Tuesday, October 9, 2012

Finding similar sequences - FindSim

Finding similar sequences between query sequences and a database is a common task for which many different tools like BLAST and BLAT have been developed. For taxonomic classification it is useful to have a search tool that locates the top hits efficiently and in the case of searching a 16S ribosomal DNA database, sensitivity can be sacrificed for speed while still locating the relevant sequences. The SimRank tool (by Niels Larsen) breaks down a query sequence into overlapping k-mers (7-mers) - or oligofying the sequence - which are used to search a database of indexed sequences to locate the sequences that share the most unique k-mers. A specified number of hits per query sequence is output according to an identity score that is calculated as the number of unique shared k-mers over the minimum unique k-mers in either the query sequence or the database sequence. The resulting identity score is a rough under-estimate of the per-base identity so that a identity of 70% based on k-mer corresponds to 90% based on nucleotides.

I have implemented an upgraded logic of the SimRank algorithm now allowing for multiple query sequences to be processed at one time, which dramatically improves performance: 1000 full length RNA sequenced against 400.000 sequences is completed in 3.5 minutes on a laptop using less than 1Gb of memory. Moreover, the algorithm scales almost linearly. The FindSim algorithm functions by initially pre-processing all query sequences into a query index by oligofying all query sequences and for every oligo record the sequences containing that particular oligo. Holding this query index in memory the database of reference sequences is searched by oligofying each database sequence and determine shared unique k-mers and record the score. Finally, the scores are post-processed so that for each query sequence a given number of database hits is output best first, or a variable number of  database hits is output within an identity range.

FindSim schematics
FindSim schematic
The FindSim algorithm was implemented as a Biopiece: findsim_seq.

Monday, October 8, 2012

Denoising Amplicons

Determining bacterial diversity can be done by amplifying and sequencing 16S ribosomal DNA genes yielding amplicons. In recent years pyrosequencing has been the workhorse in amplicon sequencing, because the read length of this deep sequencing can span one or more of the variable regions in the 16S ribosomal DNA gene, which is necessary to get the resolution to identify bacteria at the species level. Unfortunately, pyrosequencing is prone to homopolymeric errors, where runs of identical nucleotides are miscalled. Several computer programs have been developed to rectify the problem: AmpliconNoise applies an approximate likelihood using empirically derived error distributions to remove noise. Denoiser is a less slow algorithm that uses frequency-based heuristics rather than statistical modeling to cluster reads. Recently, Acacia has been released, which is much less computer resource demanding that AmpliconNoise and Denoiser. Acacia avoids all-against-all alignments by aligning each read to dynamically updated cluster consensus sequences, and the alignment algorithm is made more efficient using heuristics that only consider homopolymer over- and under-calls.

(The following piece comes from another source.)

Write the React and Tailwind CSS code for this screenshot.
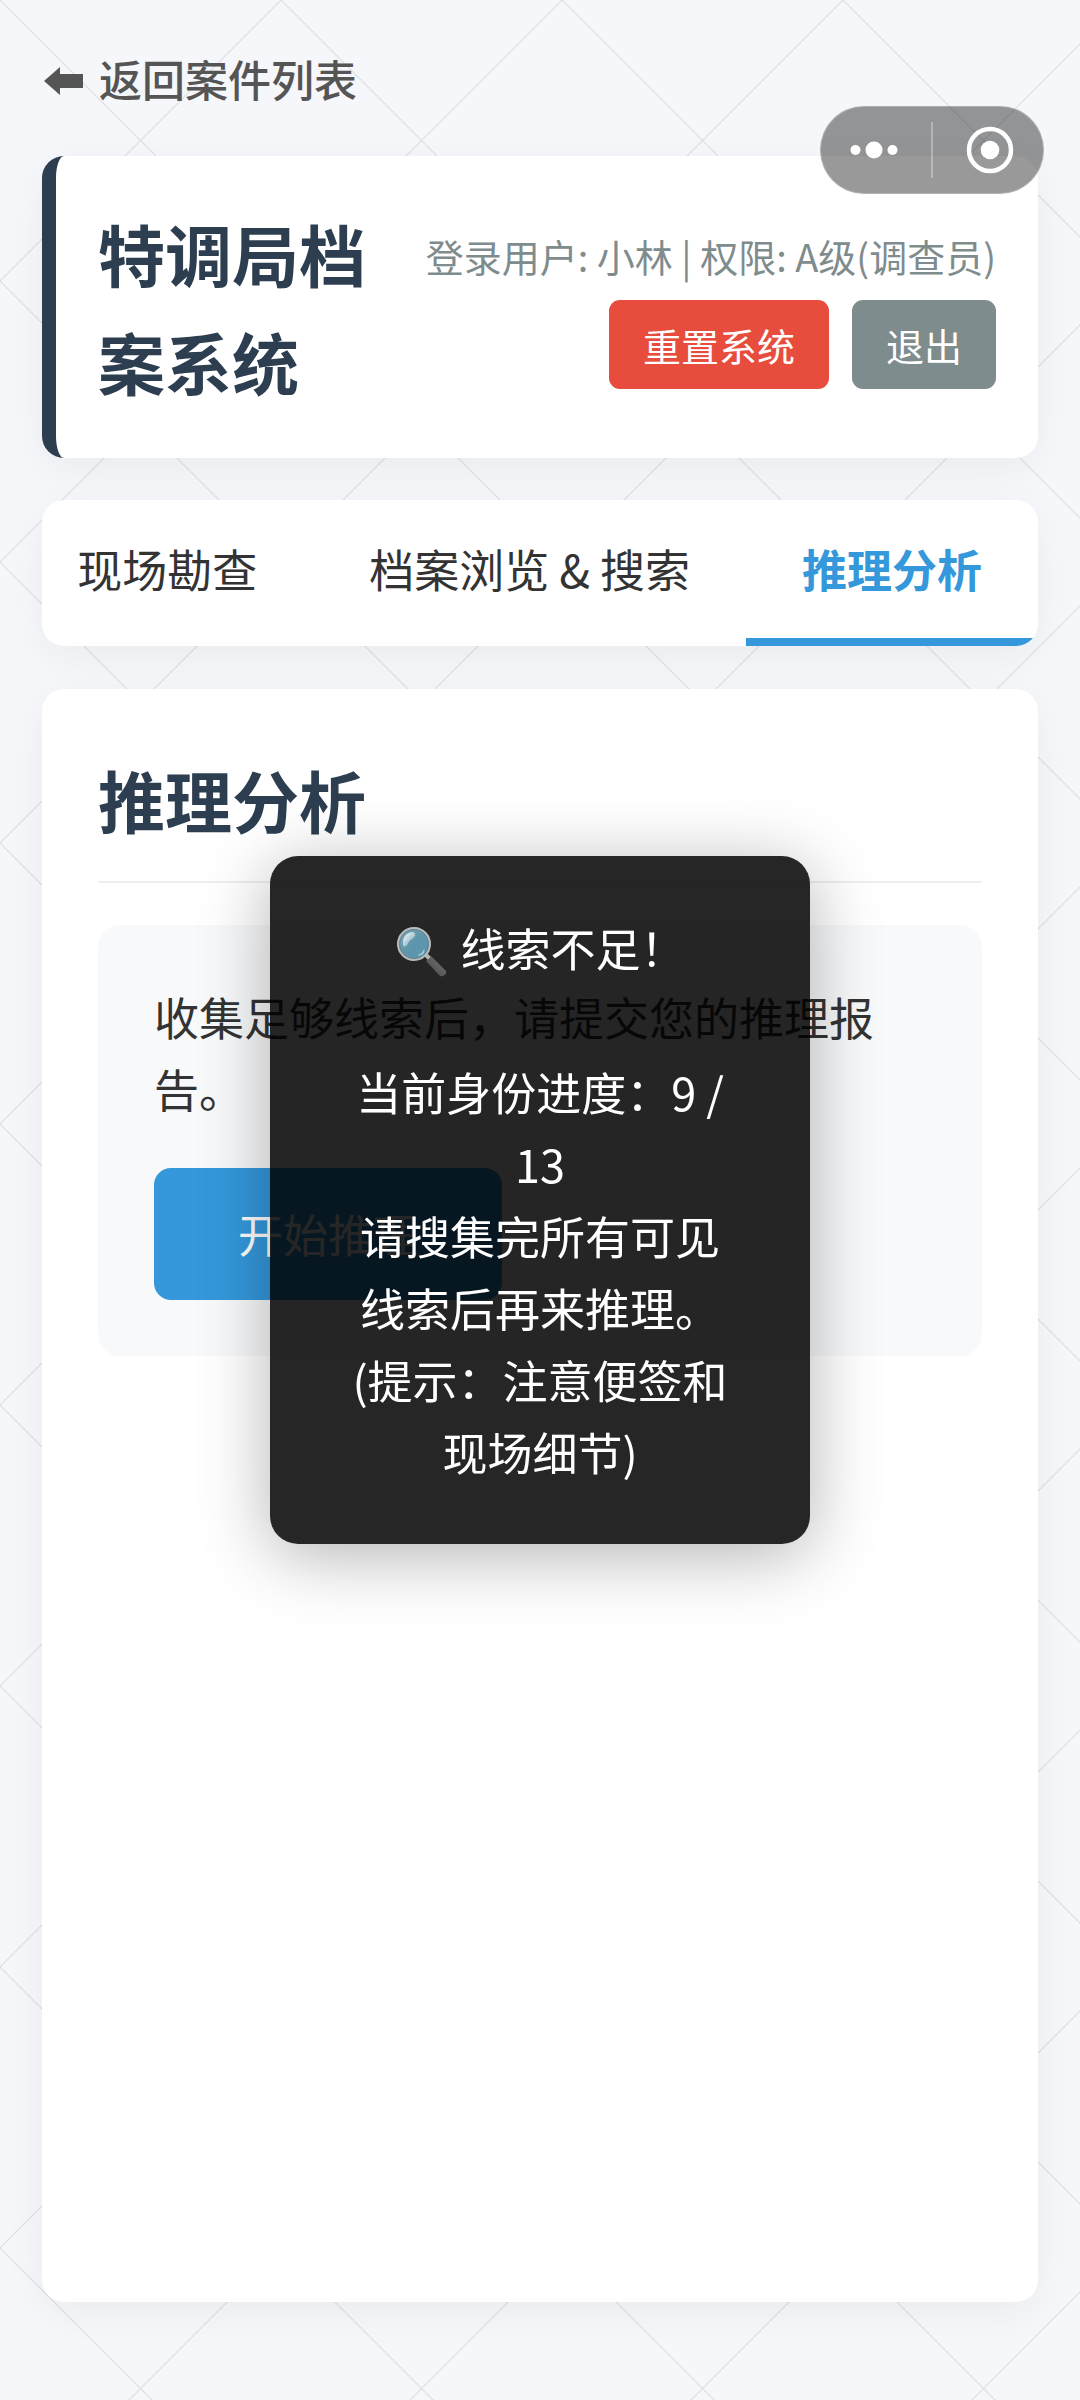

For some reason none of these programs utilize the quality scores of the sequences. I have devised an algorithm were all sequences are clustered based on sequence similarity and for each cluster a consensus sequence is determined from the sequence distribution while taking into account quality scores. Thus, a column in the cluster alignment showing identical residues, but with subquality scores may be included in the consensus, while a column with a percentage of subqualty scores may be filtered for those residues, and the consensus will be determined from the remaining residues. A number of different filters can be used with different parameters.

consensus aligment
Consensus alignment
The consensus sequence is the second last line. The last line illustrates the mean quality scores of the column by identity '0' = 75-100%, 'o' = 50-75%, '.' = 25-50%, ' ' = 0-25%. Lowercase residues have failed the rules by the filters and are omitted from the consensus.

Testing results show that sequence clusters indeed can be improved upon and lead to better consensus sequences. It is possible to iterate the denoising so that the first round uses clustering at 100% similarity and loose filtering followed be a second round of denoising using clustering at 97% similarity and more strict filtering. In general, the consensus sequences are shorter than the sequences in the cluster, because any detected errors in the alignment results in gaps in the consensus, but identifying reference sequences from a reference database is not a problem using such as BLAST or findsim_seq

This algorithm have been implemented as a Biopiece: denoise_seq.